I'm not sure what this means. searching around it has something to do with nfs, but nfs starts just fine.

lazlow
20th June 2008, 10:38 PM
Support for FC4 was dropped several years ago. We are currently on Fedora 9, and F8 is the only other version supported. Since there have not been security updates in years (and none are coming), I would suggest you upgrade to a supported version. If you want long term support (Fedora only supports versions for about a year now) I would suggest switching to Centos. Centos is RHEL with the logos removed. It is free to download/update and has a five year support life. Since virtually no one is still running FC4 your pool of support is extremely limited.

hyperspace
20th June 2008, 10:41 PM
Geez. I'd better do something about my FC2 that is serving up my WEB site. :)

deathsfriend
20th June 2008, 10:45 PM
Geez. I'd better do something about my FC2 that is serving up my WEB site. :)
Agreed. everytime I post here, the answer seems to be upgrade. I have 40+ systems, a webserver and a file server that runs just fine on FC4. In fact, upgrading has done nothing but cause problems, because, as stated above, support is dropped for older versions and my licenses and programs that worked on FC4 stop working at 5 and above. The problem stated above has nothing to do with the version, I just thought it would be relevant for those searching.
I don't mean to be rude, but reinstall/upgrade sounds like a microsoft solution.

lazlow
20th June 2008, 11:21 PM
You are obviously using a development distro in a production environment.

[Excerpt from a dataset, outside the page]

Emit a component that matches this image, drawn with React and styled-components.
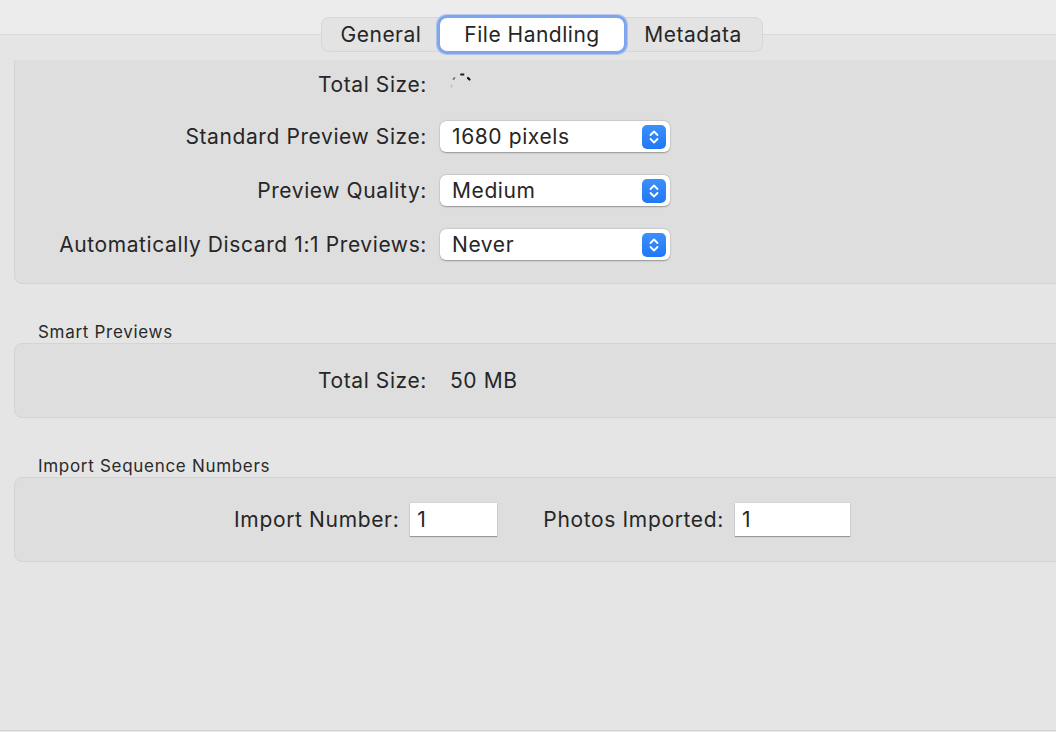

Which has its own implications as to the wisdom of doing in the first place. But the important part is that since the version is supported for only about a year there is going to be very few people around who have current experience with a version that has not been supported in years. It is important that a individual has current experience on that particular version becuase each version has its own little oddities. That is why I mentioned Centos. It has a long life. It is binary compatible with RHEL, so any licensed software out there is probably available for it. It has a huge number of people who are using it (including RHEL). If you were in this same exact position but running Cenots3/RHEL3 there would be tons of people with relevant experience, becuase of the long support life.

hyperspace
21st June 2008, 02:22 AM
Well, his may be production. Mine is purely learning and experimentation. So I may jump to completely distribution when I get serious about learning a CMS.